JOB:
Write the material out again in full, word for word. Do not include the pictures.

PROVIDED DATA:
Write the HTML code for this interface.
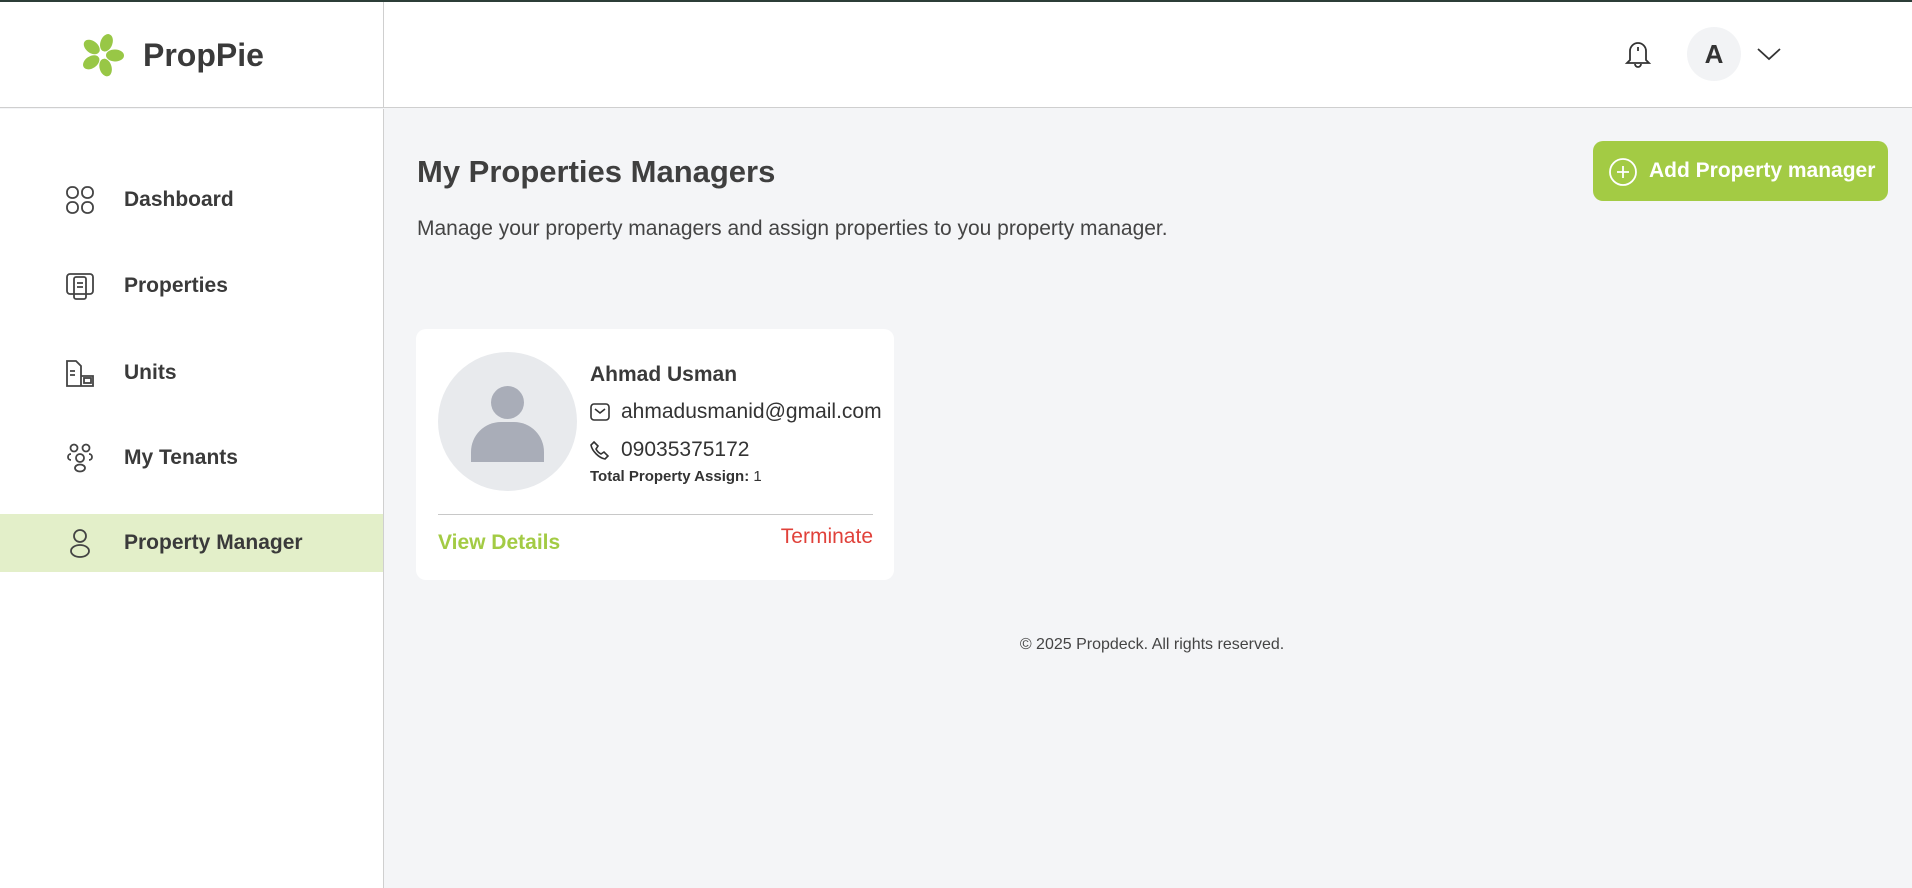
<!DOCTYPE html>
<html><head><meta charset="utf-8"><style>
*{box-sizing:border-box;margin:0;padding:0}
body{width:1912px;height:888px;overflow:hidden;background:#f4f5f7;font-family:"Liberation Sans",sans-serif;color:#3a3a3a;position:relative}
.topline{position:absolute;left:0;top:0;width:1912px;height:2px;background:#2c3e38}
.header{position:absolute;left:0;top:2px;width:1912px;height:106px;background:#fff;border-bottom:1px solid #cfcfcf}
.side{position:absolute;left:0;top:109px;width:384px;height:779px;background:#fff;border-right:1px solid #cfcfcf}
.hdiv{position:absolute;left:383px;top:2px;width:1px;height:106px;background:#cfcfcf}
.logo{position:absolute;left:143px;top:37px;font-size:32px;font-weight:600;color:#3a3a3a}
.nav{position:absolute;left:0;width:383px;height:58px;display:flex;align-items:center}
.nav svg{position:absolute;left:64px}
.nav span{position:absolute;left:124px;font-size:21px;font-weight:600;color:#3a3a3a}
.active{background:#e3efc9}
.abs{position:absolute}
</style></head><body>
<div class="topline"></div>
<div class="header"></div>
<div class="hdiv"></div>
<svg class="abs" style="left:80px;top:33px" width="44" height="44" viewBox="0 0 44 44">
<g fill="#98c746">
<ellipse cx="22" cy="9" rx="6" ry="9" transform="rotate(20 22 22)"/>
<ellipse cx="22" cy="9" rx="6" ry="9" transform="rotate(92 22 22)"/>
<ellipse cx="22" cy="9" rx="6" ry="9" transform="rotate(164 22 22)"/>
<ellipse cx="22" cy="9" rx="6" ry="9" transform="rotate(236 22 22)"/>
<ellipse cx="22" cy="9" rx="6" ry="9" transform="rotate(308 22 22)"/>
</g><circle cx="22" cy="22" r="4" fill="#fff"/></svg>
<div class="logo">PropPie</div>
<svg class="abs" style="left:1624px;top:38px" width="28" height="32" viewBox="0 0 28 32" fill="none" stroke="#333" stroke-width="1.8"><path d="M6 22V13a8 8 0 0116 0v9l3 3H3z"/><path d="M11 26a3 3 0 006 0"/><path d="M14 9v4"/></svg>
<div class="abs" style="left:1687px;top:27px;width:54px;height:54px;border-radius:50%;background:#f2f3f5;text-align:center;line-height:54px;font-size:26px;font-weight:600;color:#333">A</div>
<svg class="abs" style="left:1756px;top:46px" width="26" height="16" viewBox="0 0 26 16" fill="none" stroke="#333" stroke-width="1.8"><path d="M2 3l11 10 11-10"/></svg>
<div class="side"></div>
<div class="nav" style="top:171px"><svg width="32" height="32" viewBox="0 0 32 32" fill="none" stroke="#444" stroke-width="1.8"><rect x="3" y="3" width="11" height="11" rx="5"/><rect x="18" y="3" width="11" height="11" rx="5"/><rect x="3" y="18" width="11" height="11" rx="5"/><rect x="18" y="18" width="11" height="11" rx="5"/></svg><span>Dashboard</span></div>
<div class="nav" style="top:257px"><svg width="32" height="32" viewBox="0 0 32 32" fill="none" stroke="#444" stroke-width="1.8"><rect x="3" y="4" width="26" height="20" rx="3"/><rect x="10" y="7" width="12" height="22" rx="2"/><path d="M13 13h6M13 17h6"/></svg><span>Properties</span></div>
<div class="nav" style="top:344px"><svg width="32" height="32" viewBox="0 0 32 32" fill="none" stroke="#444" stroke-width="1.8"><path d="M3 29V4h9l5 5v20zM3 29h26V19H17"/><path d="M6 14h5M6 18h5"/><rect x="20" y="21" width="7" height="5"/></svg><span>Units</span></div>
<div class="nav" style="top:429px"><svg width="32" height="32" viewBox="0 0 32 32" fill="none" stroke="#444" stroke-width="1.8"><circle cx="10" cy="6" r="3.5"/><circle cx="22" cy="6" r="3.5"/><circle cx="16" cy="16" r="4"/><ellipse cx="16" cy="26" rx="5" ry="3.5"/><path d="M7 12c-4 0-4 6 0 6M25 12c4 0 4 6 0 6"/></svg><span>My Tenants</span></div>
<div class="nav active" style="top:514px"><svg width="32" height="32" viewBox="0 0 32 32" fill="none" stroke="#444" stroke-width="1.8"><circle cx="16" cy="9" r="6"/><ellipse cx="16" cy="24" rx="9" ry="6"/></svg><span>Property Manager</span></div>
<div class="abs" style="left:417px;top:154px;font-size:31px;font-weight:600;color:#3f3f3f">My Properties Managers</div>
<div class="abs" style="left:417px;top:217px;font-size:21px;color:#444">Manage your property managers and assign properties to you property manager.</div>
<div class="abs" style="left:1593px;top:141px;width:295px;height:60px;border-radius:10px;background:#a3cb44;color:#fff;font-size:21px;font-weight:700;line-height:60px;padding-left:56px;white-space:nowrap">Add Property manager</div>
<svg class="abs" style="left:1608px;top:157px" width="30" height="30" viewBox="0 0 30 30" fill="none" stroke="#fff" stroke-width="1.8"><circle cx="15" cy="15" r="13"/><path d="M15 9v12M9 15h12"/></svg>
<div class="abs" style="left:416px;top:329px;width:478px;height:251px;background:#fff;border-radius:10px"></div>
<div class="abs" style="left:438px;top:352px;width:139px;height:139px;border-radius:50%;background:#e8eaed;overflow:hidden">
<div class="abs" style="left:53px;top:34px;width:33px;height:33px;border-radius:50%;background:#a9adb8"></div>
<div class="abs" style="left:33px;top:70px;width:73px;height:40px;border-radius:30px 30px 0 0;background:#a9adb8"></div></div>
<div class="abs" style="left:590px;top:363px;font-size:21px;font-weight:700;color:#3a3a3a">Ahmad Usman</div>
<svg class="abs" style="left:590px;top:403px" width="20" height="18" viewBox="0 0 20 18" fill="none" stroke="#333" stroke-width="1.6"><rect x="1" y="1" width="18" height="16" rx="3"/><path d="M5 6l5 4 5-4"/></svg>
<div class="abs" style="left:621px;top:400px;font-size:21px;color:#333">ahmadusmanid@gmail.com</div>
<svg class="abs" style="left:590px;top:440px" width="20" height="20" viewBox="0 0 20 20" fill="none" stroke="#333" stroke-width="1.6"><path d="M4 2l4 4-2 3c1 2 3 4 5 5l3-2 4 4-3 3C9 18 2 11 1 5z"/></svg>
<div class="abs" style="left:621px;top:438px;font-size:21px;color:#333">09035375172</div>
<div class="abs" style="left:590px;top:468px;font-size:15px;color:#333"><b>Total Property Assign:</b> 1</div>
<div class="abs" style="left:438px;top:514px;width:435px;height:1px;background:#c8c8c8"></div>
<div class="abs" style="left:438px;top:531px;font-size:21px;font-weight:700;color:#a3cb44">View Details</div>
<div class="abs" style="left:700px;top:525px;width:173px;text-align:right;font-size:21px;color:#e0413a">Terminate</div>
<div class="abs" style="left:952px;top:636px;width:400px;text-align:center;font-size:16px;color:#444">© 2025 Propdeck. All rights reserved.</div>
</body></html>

WRITTEN REPLY:
Write the HTML code for this interface.
<!DOCTYPE html>
<html><head><meta charset="utf-8"><style>
*{box-sizing:border-box;margin:0;padding:0}
body{width:1912px;height:888px;overflow:hidden;background:#f4f5f7;font-family:"Liberation Sans",sans-serif;color:#3a3a3a;position:relative}
.topline{position:absolute;left:0;top:0;width:1912px;height:2px;background:#2c3e38}
.header{position:absolute;left:0;top:2px;width:1912px;height:106px;background:#fff;border-bottom:1px solid #cfcfcf}
.side{position:absolute;left:0;top:109px;width:384px;height:779px;background:#fff;border-right:1px solid #cfcfcf}
.hdiv{position:absolute;left:383px;top:2px;width:1px;height:106px;background:#cfcfcf}
.logo{position:absolute;left:143px;top:37px;font-size:32px;font-weight:600;color:#3a3a3a}
.nav{position:absolute;left:0;width:383px;height:58px;display:flex;align-items:center}
.nav svg{position:absolute;left:64px}
.nav span{position:absolute;left:124px;font-size:21px;font-weight:600;color:#3a3a3a}
.active{background:#e3efc9}
.abs{position:absolute}
</style></head><body>
<div class="topline"></div>
<div class="header"></div>
<div class="hdiv"></div>
<svg class="abs" style="left:80px;top:33px" width="44" height="44" viewBox="0 0 44 44">
<g fill="#98c746">
<ellipse cx="22" cy="9" rx="6" ry="9" transform="rotate(20 22 22)"/>
<ellipse cx="22" cy="9" rx="6" ry="9" transform="rotate(92 22 22)"/>
<ellipse cx="22" cy="9" rx="6" ry="9" transform="rotate(164 22 22)"/>
<ellipse cx="22" cy="9" rx="6" ry="9" transform="rotate(236 22 22)"/>
<ellipse cx="22" cy="9" rx="6" ry="9" transform="rotate(308 22 22)"/>
</g><circle cx="22" cy="22" r="4" fill="#fff"/></svg>
<div class="logo">PropPie</div>
<svg class="abs" style="left:1624px;top:38px" width="28" height="32" viewBox="0 0 28 32" fill="none" stroke="#333" stroke-width="1.8"><path d="M6 22V13a8 8 0 0116 0v9l3 3H3z"/><path d="M11 26a3 3 0 006 0"/><path d="M14 9v4"/></svg>
<div class="abs" style="left:1687px;top:27px;width:54px;height:54px;border-radius:50%;background:#f2f3f5;text-align:center;line-height:54px;font-size:26px;font-weight:600;color:#333">A</div>
<svg class="abs" style="left:1756px;top:46px" width="26" height="16" viewBox="0 0 26 16" fill="none" stroke="#333" stroke-width="1.8"><path d="M2 3l11 10 11-10"/></svg>
<div class="side"></div>
<div class="nav" style="top:171px"><svg width="32" height="32" viewBox="0 0 32 32" fill="none" stroke="#444" stroke-width="1.8"><rect x="3" y="3" width="11" height="11" rx="5"/><rect x="18" y="3" width="11" height="11" rx="5"/><rect x="3" y="18" width="11" height="11" rx="5"/><rect x="18" y="18" width="11" height="11" rx="5"/></svg><span>Dashboard</span></div>
<div class="nav" style="top:257px"><svg width="32" height="32" viewBox="0 0 32 32" fill="none" stroke="#444" stroke-width="1.8"><rect x="3" y="4" width="26" height="20" rx="3"/><rect x="10" y="7" width="12" height="22" rx="2"/><path d="M13 13h6M13 17h6"/></svg><span>Properties</span></div>
<div class="nav" style="top:344px"><svg width="32" height="32" viewBox="0 0 32 32" fill="none" stroke="#444" stroke-width="1.8"><path d="M3 29V4h9l5 5v20zM3 29h26V19H17"/><path d="M6 14h5M6 18h5"/><rect x="20" y="21" width="7" height="5"/></svg><span>Units</span></div>
<div class="nav" style="top:429px"><svg width="32" height="32" viewBox="0 0 32 32" fill="none" stroke="#444" stroke-width="1.8"><circle cx="10" cy="6" r="3.5"/><circle cx="22" cy="6" r="3.5"/><circle cx="16" cy="16" r="4"/><ellipse cx="16" cy="26" rx="5" ry="3.5"/><path d="M7 12c-4 0-4 6 0 6M25 12c4 0 4 6 0 6"/></svg><span>My Tenants</span></div>
<div class="nav active" style="top:514px"><svg width="32" height="32" viewBox="0 0 32 32" fill="none" stroke="#444" stroke-width="1.8"><circle cx="16" cy="9" r="6"/><ellipse cx="16" cy="24" rx="9" ry="6"/></svg><span>Property Manager</span></div>
<div class="abs" style="left:417px;top:154px;font-size:31px;font-weight:600;color:#3f3f3f">My Properties Managers</div>
<div class="abs" style="left:417px;top:217px;font-size:21px;color:#444">Manage your property managers and assign properties to you property manager.</div>
<div class="abs" style="left:1593px;top:141px;width:295px;height:60px;border-radius:10px;background:#a3cb44;color:#fff;font-size:21px;font-weight:700;line-height:60px;padding-left:56px;white-space:nowrap">Add Property manager</div>
<svg class="abs" style="left:1608px;top:157px" width="30" height="30" viewBox="0 0 30 30" fill="none" stroke="#fff" stroke-width="1.8"><circle cx="15" cy="15" r="13"/><path d="M15 9v12M9 15h12"/></svg>
<div class="abs" style="left:416px;top:329px;width:478px;height:251px;background:#fff;border-radius:10px"></div>
<div class="abs" style="left:438px;top:352px;width:139px;height:139px;border-radius:50%;background:#e8eaed;overflow:hidden">
<div class="abs" style="left:53px;top:34px;width:33px;height:33px;border-radius:50%;background:#a9adb8"></div>
<div class="abs" style="left:33px;top:70px;width:73px;height:40px;border-radius:30px 30px 0 0;background:#a9adb8"></div></div>
<div class="abs" style="left:590px;top:363px;font-size:21px;font-weight:700;color:#3a3a3a">Ahmad Usman</div>
<svg class="abs" style="left:590px;top:403px" width="20" height="18" viewBox="0 0 20 18" fill="none" stroke="#333" stroke-width="1.6"><rect x="1" y="1" width="18" height="16" rx="3"/><path d="M5 6l5 4 5-4"/></svg>
<div class="abs" style="left:621px;top:400px;font-size:21px;color:#333">ahmadusmanid@gmail.com</div>
<svg class="abs" style="left:590px;top:440px" width="20" height="20" viewBox="0 0 20 20" fill="none" stroke="#333" stroke-width="1.6"><path d="M4 2l4 4-2 3c1 2 3 4 5 5l3-2 4 4-3 3C9 18 2 11 1 5z"/></svg>
<div class="abs" style="left:621px;top:438px;font-size:21px;color:#333">09035375172</div>
<div class="abs" style="left:590px;top:468px;font-size:15px;color:#333"><b>Total Property Assign:</b> 1</div>
<div class="abs" style="left:438px;top:514px;width:435px;height:1px;background:#c8c8c8"></div>
<div class="abs" style="left:438px;top:531px;font-size:21px;font-weight:700;color:#a3cb44">View Details</div>
<div class="abs" style="left:700px;top:525px;width:173px;text-align:right;font-size:21px;color:#e0413a">Terminate</div>
<div class="abs" style="left:952px;top:636px;width:400px;text-align:center;font-size:16px;color:#444">© 2025 Propdeck. All rights reserved.</div>
</body></html>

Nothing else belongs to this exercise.